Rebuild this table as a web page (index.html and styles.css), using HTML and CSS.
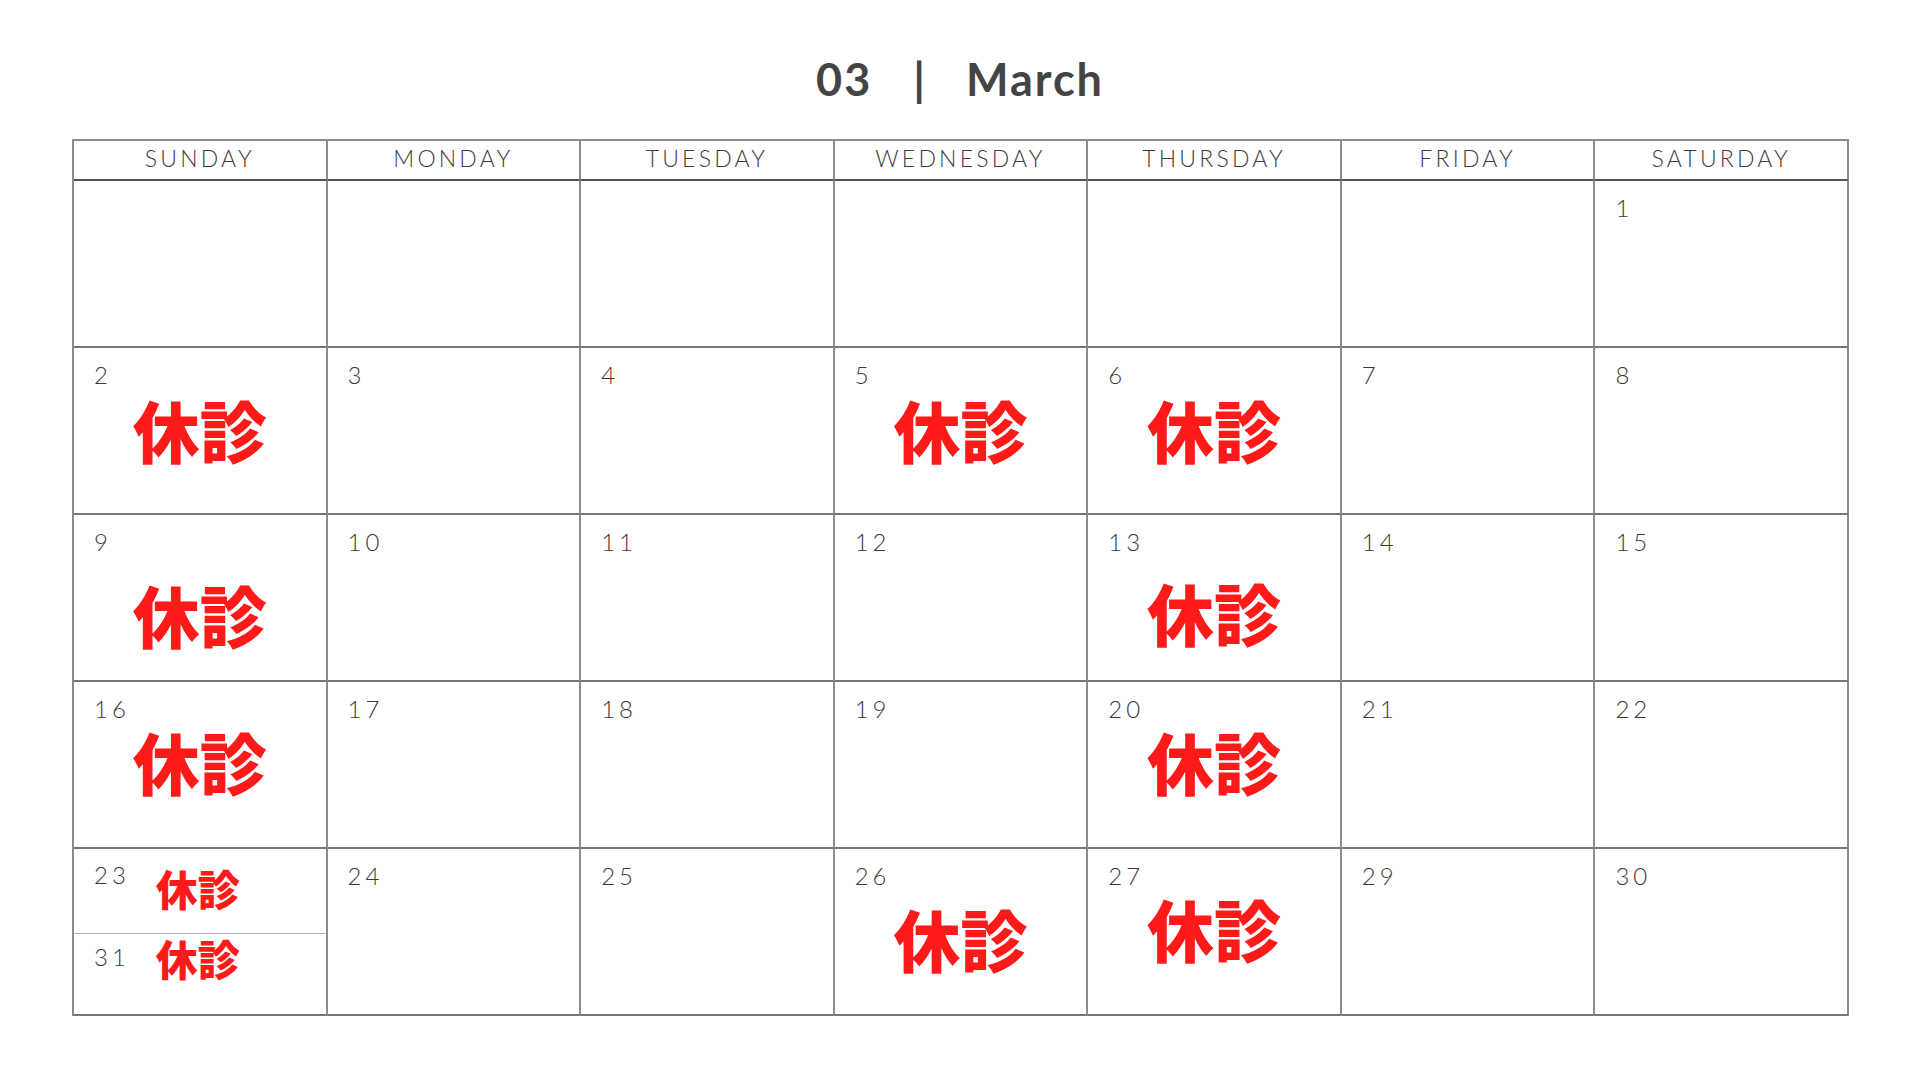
FILE: index.html
```html
<!DOCTYPE html>
<html lang="ja">
<head>
<meta charset="utf-8">
<title>03 | March</title>
<link rel="stylesheet" href="styles.css">
</head>
<body>
<div class="page">
  <h1 class="title"><span class="t-num">03</span><span class="t-bar">|</span><span class="t-month">March</span></h1>
  <div class="calendar">
    <div class="dow">SUNDAY</div>
    <div class="dow">MONDAY</div>
    <div class="dow">TUESDAY</div>
    <div class="dow">WEDNESDAY</div>
    <div class="dow">THURSDAY</div>
    <div class="dow">FRIDAY</div>
    <div class="dow">SATURDAY</div>

    <div class="day"></div>
    <div class="day"></div>
    <div class="day"></div>
    <div class="day"></div>
    <div class="day"></div>
    <div class="day"></div>
    <div class="day"><span class="num">1</span></div>

    <div class="day"><span class="num">2</span><span class="closed off-11">休診</span></div>
    <div class="day"><span class="num">3</span></div>
    <div class="day"><span class="num">4</span></div>
    <div class="day"><span class="num">5</span><span class="closed off-11">休診</span></div>
    <div class="day"><span class="num">6</span><span class="closed off-11">休診</span></div>
    <div class="day"><span class="num">7</span></div>
    <div class="day"><span class="num">8</span></div>

    <div class="day"><span class="num">9</span><span class="closed off-27">休診</span></div>
    <div class="day"><span class="num">10</span></div>
    <div class="day"><span class="num">11</span></div>
    <div class="day"><span class="num">12</span></div>
    <div class="day"><span class="num">13</span><span class="closed off-25">休診</span></div>
    <div class="day"><span class="num">14</span></div>
    <div class="day"><span class="num">15</span></div>

    <div class="day"><span class="num">16</span><span class="closed off-7">休診</span></div>
    <div class="day"><span class="num">17</span></div>
    <div class="day"><span class="num">18</span></div>
    <div class="day"><span class="num">19</span></div>
    <div class="day"><span class="num">20</span><span class="closed off-7">休診</span></div>
    <div class="day"><span class="num">21</span></div>
    <div class="day"><span class="num">22</span></div>

    <div class="day split">
      <div class="half half-top"><span class="num">23</span><span class="closed-sm sm-top">休診</span></div>
      <div class="half half-bottom"><span class="num">31</span><span class="closed-sm sm-bottom">休診</span></div>
    </div>
    <div class="day"><span class="num">24</span></div>
    <div class="day"><span class="num">25</span></div>
    <div class="day"><span class="num">26</span><span class="closed off-17">休診</span></div>
    <div class="day"><span class="num">27</span><span class="closed off-7">休診</span></div>
    <div class="day"><span class="num">29</span></div>
    <div class="day"><span class="num">30</span></div>
  </div>
</div>
</body>
</html>
```

FILE: styles.css
```css
* { box-sizing: border-box; }

html, body {
  margin: 0;
  padding: 0;
  background: #ffffff;
}

body {
  font-family: "Lato", "Liberation Sans", "Noto Sans CJK JP", sans-serif;
  color: #3d3d3d;
}

.page {
  width: 1920px;
  height: 1080px;
  padding-top: 56px;
}

.title {
  margin: 0;
  height: 46px;
  font-size: 45px;
  line-height: 46px;
  font-weight: 700;
  color: #444444;
  letter-spacing: 2px;
  display: flex;
  justify-content: center;
  align-items: baseline;
}

.t-bar {
  margin: 0 39px 0 41px;
  font-weight: 700;
}

.calendar {
  margin: 37px 0 0 72px;
  width: 1777px;
  display: grid;
  grid-template-columns: repeat(7, 1fr);
  grid-template-rows: 40px repeat(5, 167px);
  border-left: 2px solid #8c8c8c;
  border-top: 2px solid #8c8c8c;
}

.dow {
  border-right: 2px solid #8c8c8c;
  border-bottom: 2px solid #555555;
  font-size: 23px;
  font-weight: 300;
  letter-spacing: 3.2px;
  text-align: center;
  line-height: 34px;
  color: #3d3d3d;
}

.day {
  border-right: 2px solid #8c8c8c;
  border-bottom: 2px solid #777777;
  padding: 15px 0 0 20px;
  display: flex;
  flex-direction: column;
  align-items: flex-start;
}

.num {
  display: block;
  font-size: 24px;
  line-height: 24px;
  font-weight: 300;
  letter-spacing: 4px;
  color: #3a3a3a;
}

.closed {
  align-self: center;
  margin-left: -20px;
  display: block;
  font-family: "Noto Sans CJK JP", sans-serif;
  font-weight: 900;
  font-size: 67px;
  line-height: 70px;
  color: #ff1a1a;
  letter-spacing: 0;
}

.off-7 { margin-top: 5px; }
.off-11 { margin-top: 7px; }
.off-17 { margin-top: 15px; }
.off-25 { margin-top: 23px; }
.off-27 { margin-top: 25px; }

.split {
  padding: 0;
  display: flex;
  flex-direction: column;
  align-items: stretch;
}

.half {
  flex: 1;
  display: flex;
  align-items: flex-start;
  padding-left: 20px;
}

.half-top {
  border-bottom: 1px solid #b0b0b0;
  padding-top: 14px;
}

.half-bottom {
  padding-top: 11px;
}

.closed-sm {
  margin-left: 26px;
  font-family: "Noto Sans CJK JP", sans-serif;
  font-weight: 900;
  font-size: 42px;
  line-height: 43px;
  color: #ff1a1a;
}

.sm-top { margin-top: 3px; }
.sm-bottom { margin-top: -9px; }
```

## What is being asked:
Write out the data precisely as given, excluding the pictures.

## Solution to this exercise:
Rebuild this table as a web page (index.html and styles.css), using HTML and CSS.
FILE: index.html
```html
<!DOCTYPE html>
<html lang="ja">
<head>
<meta charset="utf-8">
<title>03 | March</title>
<link rel="stylesheet" href="styles.css">
</head>
<body>
<div class="page">
  <h1 class="title"><span class="t-num">03</span><span class="t-bar">|</span><span class="t-month">March</span></h1>
  <div class="calendar">
    <div class="dow">SUNDAY</div>
    <div class="dow">MONDAY</div>
    <div class="dow">TUESDAY</div>
    <div class="dow">WEDNESDAY</div>
    <div class="dow">THURSDAY</div>
    <div class="dow">FRIDAY</div>
    <div class="dow">SATURDAY</div>

    <div class="day"></div>
    <div class="day"></div>
    <div class="day"></div>
    <div class="day"></div>
    <div class="day"></div>
    <div class="day"></div>
    <div class="day"><span class="num">1</span></div>

    <div class="day"><span class="num">2</span><span class="closed off-11">休診</span></div>
    <div class="day"><span class="num">3</span></div>
    <div class="day"><span class="num">4</span></div>
    <div class="day"><span class="num">5</span><span class="closed off-11">休診</span></div>
    <div class="day"><span class="num">6</span><span class="closed off-11">休診</span></div>
    <div class="day"><span class="num">7</span></div>
    <div class="day"><span class="num">8</span></div>

    <div class="day"><span class="num">9</span><span class="closed off-27">休診</span></div>
    <div class="day"><span class="num">10</span></div>
    <div class="day"><span class="num">11</span></div>
    <div class="day"><span class="num">12</span></div>
    <div class="day"><span class="num">13</span><span class="closed off-25">休診</span></div>
    <div class="day"><span class="num">14</span></div>
    <div class="day"><span class="num">15</span></div>

    <div class="day"><span class="num">16</span><span class="closed off-7">休診</span></div>
    <div class="day"><span class="num">17</span></div>
    <div class="day"><span class="num">18</span></div>
    <div class="day"><span class="num">19</span></div>
    <div class="day"><span class="num">20</span><span class="closed off-7">休診</span></div>
    <div class="day"><span class="num">21</span></div>
    <div class="day"><span class="num">22</span></div>

    <div class="day split">
      <div class="half half-top"><span class="num">23</span><span class="closed-sm sm-top">休診</span></div>
      <div class="half half-bottom"><span class="num">31</span><span class="closed-sm sm-bottom">休診</span></div>
    </div>
    <div class="day"><span class="num">24</span></div>
    <div class="day"><span class="num">25</span></div>
    <div class="day"><span class="num">26</span><span class="closed off-17">休診</span></div>
    <div class="day"><span class="num">27</span><span class="closed off-7">休診</span></div>
    <div class="day"><span class="num">29</span></div>
    <div class="day"><span class="num">30</span></div>
  </div>
</div>
</body>
</html>
```

FILE: styles.css
```css
* { box-sizing: border-box; }

html, body {
  margin: 0;
  padding: 0;
  background: #ffffff;
}

body {
  font-family: "Lato", "Liberation Sans", "Noto Sans CJK JP", sans-serif;
  color: #3d3d3d;
}

.page {
  width: 1920px;
  height: 1080px;
  padding-top: 56px;
}

.title {
  margin: 0;
  height: 46px;
  font-size: 45px;
  line-height: 46px;
  font-weight: 700;
  color: #444444;
  letter-spacing: 2px;
  display: flex;
  justify-content: center;
  align-items: baseline;
}

.t-bar {
  margin: 0 39px 0 41px;
  font-weight: 700;
}

.calendar {
  margin: 37px 0 0 72px;
  width: 1777px;
  display: grid;
  grid-template-columns: repeat(7, 1fr);
  grid-template-rows: 40px repeat(5, 167px);
  border-left: 2px solid #8c8c8c;
  border-top: 2px solid #8c8c8c;
}

.dow {
  border-right: 2px solid #8c8c8c;
  border-bottom: 2px solid #555555;
  font-size: 23px;
  font-weight: 300;
  letter-spacing: 3.2px;
  text-align: center;
  line-height: 34px;
  color: #3d3d3d;
}

.day {
  border-right: 2px solid #8c8c8c;
  border-bottom: 2px solid #777777;
  padding: 15px 0 0 20px;
  display: flex;
  flex-direction: column;
  align-items: flex-start;
}

.num {
  display: block;
  font-size: 24px;
  line-height: 24px;
  font-weight: 300;
  letter-spacing: 4px;
  color: #3a3a3a;
}

.closed {
  align-self: center;
  margin-left: -20px;
  display: block;
  font-family: "Noto Sans CJK JP", sans-serif;
  font-weight: 900;
  font-size: 67px;
  line-height: 70px;
  color: #ff1a1a;
  letter-spacing: 0;
}

.off-7 { margin-top: 5px; }
.off-11 { margin-top: 7px; }
.off-17 { margin-top: 15px; }
.off-25 { margin-top: 23px; }
.off-27 { margin-top: 25px; }

.split {
  padding: 0;
  display: flex;
  flex-direction: column;
  align-items: stretch;
}

.half {
  flex: 1;
  display: flex;
  align-items: flex-start;
  padding-left: 20px;
}

.half-top {
  border-bottom: 1px solid #b0b0b0;
  padding-top: 14px;
}

.half-bottom {
  padding-top: 11px;
}

.closed-sm {
  margin-left: 26px;
  font-family: "Noto Sans CJK JP", sans-serif;
  font-weight: 900;
  font-size: 42px;
  line-height: 43px;
  color: #ff1a1a;
}

.sm-top { margin-top: 3px; }
.sm-bottom { margin-top: -9px; }
```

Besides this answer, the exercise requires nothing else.